RobertOstermann commented 2 years ago

Hmm, yeah that is probably an encoding issue. I have to run the sqlfluff fix command and pass the output into my extension and then re-write the current file with that output. So either the reading or writing, or maybe both, is a bit broken. Do you have any idea if this happened with the original extension? I think that extension just ran the command and allowed it to directly update the file, but I changed it because I ran into the problem where the file was always showing as unsaved. I will take a closer look at this, but it might take me a week or so until I have the time to do so.

RobertOstermann commented 2 years ago

@yamap55 Ok, I had some trouble reproducing the issue. But I think in general the way I was doing formatting was not good so I decided to re-write the formatting provider in 30fbfac. Hopefully that also solves the Mojibake problems you were seeing. Give version 0.1.8 a try and let me know if it works and if it solves your problem.

yamap55 commented 2 years ago

Thank you for fixing the code. Problem solved.

However, the code modification is very slow. And sometimes a dialog box appears saying that a conflict has occurred. I think the problem is caused by this fix, but the issue itself seems to be different, so should I create another Issue? image

RobertOstermann commented 2 years ago

Hmm, the code formatting should take the same amount of time as it previously did.
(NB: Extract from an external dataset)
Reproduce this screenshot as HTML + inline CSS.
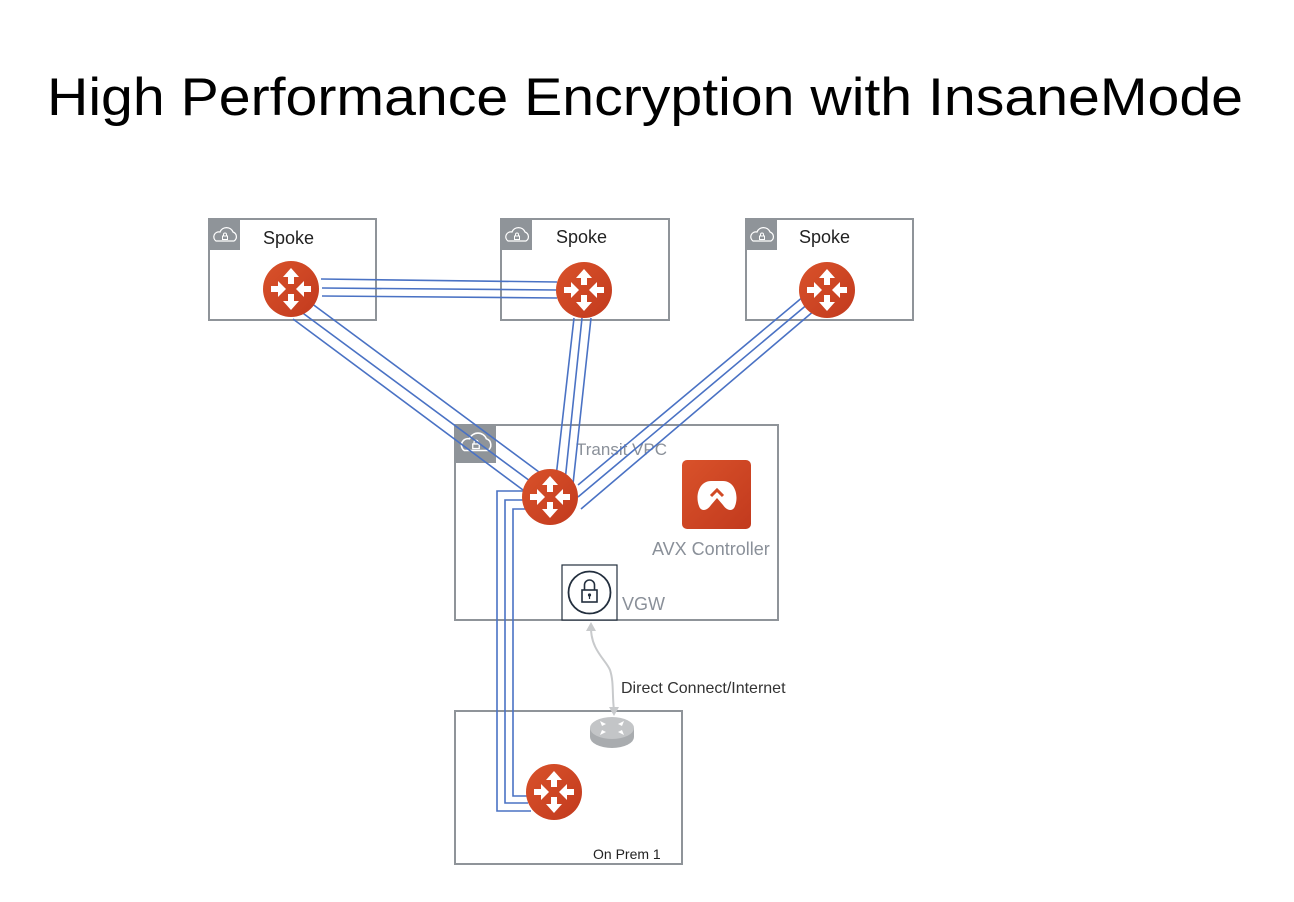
<!DOCTYPE html>
<html><head><meta charset="utf-8"><style>
html,body{margin:0;padding:0;background:#fff}
svg{display:block}
</style></head><body>
<svg width="1294" height="902" viewBox="0 0 1294 902" xmlns="http://www.w3.org/2000/svg">
<defs>
<linearGradient id="rg" x1="0" y1="0" x2="1" y2="1">
<stop offset="0" stop-color="#d9522a"/><stop offset="1" stop-color="#c23a1e"/>
</linearGradient>
<g id="router">
<circle r="28" fill="url(#rg)"/>
<g fill="#fff">
<path d="M0,-21 L-8,-12 L-3,-12 L-3,-5 L3,-5 L3,-12 L8,-12Z"/>
<path d="M0,21 L-8,12 L-3,12 L-3,5 L3,5 L3,12 L8,12Z"/>
<path d="M-5,0 L-13,-8 L-13,-3 L-20,-3 L-20,3 L-13,3 L-13,8Z"/>
<path d="M5,0 L13,-8 L13,-3 L20,-3 L20,3 L13,3 L13,8Z"/>
</g>
</g>
<g id="cloud">
<path d="M-9,5 H9 A5,5 0 0 0 8,-4 A7,7 0 0 0 -5,-4 A5,5 0 0 0 -9,5Z" fill="none" stroke="#fff" stroke-width="1.2"/>
<rect x="-2.5" y="0" width="5" height="3.5" fill="none" stroke="#fff" stroke-width="1"/>
<path d="M-1.5,0 V-1.5 A1.5,1.5 0 0 1 1.5,-1.5 V0" fill="none" stroke="#fff" stroke-width="1"/>
</g>
</defs>

<text x="47" y="115" font-family="'Liberation Sans',sans-serif" font-size="53" textLength="1196" lengthAdjust="spacingAndGlyphs" fill="#000">High Performance Encryption with InsaneMode</text>

<g fill="none" stroke="#8f9499" stroke-width="2">
<rect x="209" y="219" width="167" height="101"/>
<rect x="501" y="219" width="168" height="101"/>
<rect x="746" y="219" width="167" height="101"/>
<rect x="455" y="425" width="323" height="195"/>
<rect x="455" y="711" width="227" height="153"/>
</g>
<g fill="#8f9499">
<rect x="209" y="219" width="31" height="31"/>
<rect x="501" y="219" width="31" height="31"/>
<rect x="746" y="219" width="31" height="31"/>
<rect x="455" y="425" width="41" height="38"/>
</g>
<use href="#cloud" x="225" y="236"/>
<use href="#cloud" x="517" y="236"/>
<use href="#cloud" x="762" y="236"/>
<use href="#cloud" x="476" y="444" transform="translate(476 444) scale(1.3) translate(-476 -444)"/>

<g font-family="'Liberation Sans',sans-serif" font-size="18" fill="#222">
<text x="263" y="244">Spoke</text>
<text x="556" y="243">Spoke</text>
<text x="799" y="243">Spoke</text>
</g>
<text x="576" y="455" font-family="'Liberation Sans',sans-serif" font-size="17" fill="#8a9099">Transit VPC</text>
<text x="652" y="555" font-family="'Liberation Sans',sans-serif" font-size="18" fill="#8a9099">AVX Controller</text>
<text x="622" y="610" font-family="'Liberation Sans',sans-serif" font-size="18" fill="#8a9099">VGW</text>
<text x="621" y="693" font-family="'Liberation Sans',sans-serif" font-size="16" fill="#333">Direct Connect/Internet</text>
<text x="593" y="859" font-family="'Liberation Sans',sans-serif" font-size="14" fill="#222">On Prem 1</text>

<g fill="none" stroke="#4a72c4" stroke-width="1.6">
<path d="M321,279 L557,282 M322,288 L556,290 M322,296 L557,298"/>
<path d="M293,319 L523,490 M300,311 L530,481 M311,303 L539,472"/>
<path d="M574,318 L556,477 M582,318 L565,481 M591,318 L573,484"/>
<path d="M804,296 L578,485 M809,303 L578,497 M815,310 L581,509"/>
<path d="M527,491 L497,491 L497,811 L531,811"/>
<path d="M525,500 L505,500 L505,803 L528,803"/>
<path d="M527,509 L513,509 L513,796 L529,796"/>
</g>

<use href="#router" x="291" y="289"/>
<use href="#router" x="584" y="290"/>
<use href="#router" x="827" y="290"/>
<use href="#router" x="550" y="497"/>
<use href="#router" x="554" y="792"/>

<rect x="682" y="460" width="69" height="69" rx="5" fill="url(#rg)"/>
<path d="M699,506 C695,496 699,481 711,481 H723 C735,481 739,496 735,506 C733,512 727,511 723,505 L717,498 L711,505 C707,511 701,512 699,506Z" fill="#fff"/>
<path d="M711,496 L717,490 L723,496" fill="none" stroke="#d14a26" stroke-width="3"/>

<rect x="562" y="565" width="55" height="55" fill="#fff" stroke="#232f3e" stroke-width="1.2"/>
<circle cx="589.5" cy="592.5" r="21" fill="none" stroke="#232f3e" stroke-width="1.8"/>
<rect x="582" y="590" width="15" height="12" fill="none" stroke="#232f3e" stroke-width="1.6"/>
<path d="M584.5,590 V585 A5,5 0 0 1 594.5,585 V590" fill="none" stroke="#232f3e" stroke-width="1.6"/>
<circle cx="589.5" cy="595" r="1.6" fill="#232f3e"/>
<line x1="589.5" y1="596" x2="589.5" y2="599" stroke="#232f3e" stroke-width="1.2"/>

<path d="M591,628 C591,650 606,660 610,670 C614,682 612,695 614,710" fill="none" stroke="#c8cacc" stroke-width="2"/>
<path d="M591,622 L586,631 L596,631Z" fill="#c8cacc"/>
<path d="M614,716 L609,707 L619,707Z" fill="#c8cacc"/>

<path d="M590,728 V737 A22,11 0 0 0 634,737 V728Z" fill="#a9acaf"/>
<ellipse cx="612" cy="728" rx="22" ry="11" fill="#c3c5c7"/>
<g fill="#fff">
<path d="M606,724 L600,721 L602,726Z"/><path d="M618,724 L624,721 L622,726Z"/>
<path d="M606,732 L600,735 L602,730Z"/><path d="M618,732 L624,735 L622,730Z"/>
</g>
</svg>
</body></html>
Though that can take quite long for larger files, that is a problem with sqlfluff itself and not my extension. My recent changes basically made all the fixes be completed by the terminal instead of me reading the output.

As for that dialog box, it is caused whenever you make changes while the fixes are still being made. This is an unintended side-effect of the changes I made, but I haven't been able to figure out a good solution to it.

I decided to revert back to the previous formatting provider and attempt to use "utf-8" encoding on the spawn process. So these previous problems with dialog box should not happen anymore, instead the formatting will just get cancelled if it is not yet complete. But your original Mojibake problem might be occurring again. Can you check version 0.1.9 and let me know if that is still occurring?

yamap55 commented 2 years ago

MOJIBAKE occurred in v0.1.9.

So these previous problems with dialog box should not happen anymore, instead the formatting will just get cancelled if it is not yet complete.

I was unaware that in versions prior to v0.1.7, the reason the fix was not completed was that it was cancelled behind the scenes. I thought it was more explicitly pointed out in the dialog. Therefore, I think v0.1.8 is better.

Thank you for your consideration! You have been very helpful to us.

RobertOstermann commented 2 years ago

Hmm, I had hoped explicitly using utf-8 encoding might have solved the mojibake problem. Do you know what encoding you are using for your file? I'm just curious if it is encoded in utf-8 or something different.

Unfortunately, VSCode does not provide me with the encoding of the open file, so I can't match the encoding in the spawned process and if the file is not utf-8 then that might be the problem. If the file is encoded in utf-8 then I am not sure why mojibake is happening or how to fix it.

I do agree that it is unclear that formatting gets cancelled if the file is changed and v0.1.8 made that a bit more clear. I think there are some positives to both approaches, so I will make some changes and add a setting called something like sqlfluff.execInTerminal and default it to false. You could then set that to true to have the extension behave the same as it did in v0.1.8.

RobertOstermann commented 2 years ago

Ok, I have published v0.2.0 that add the setting sqlfluff.format.execInTerminal. Setting this to true should allow the extension to perform the same as it did in v0.1.8 and solve the Mojibake problem. I also made a final effort to fix the mojibake issue with the current iteration, so could you give it a try with sqlfluff.format.execInTerminal = false and let me know if you still see the text garbling? I doubt my changes fixed that, but maybe we'll get lucky.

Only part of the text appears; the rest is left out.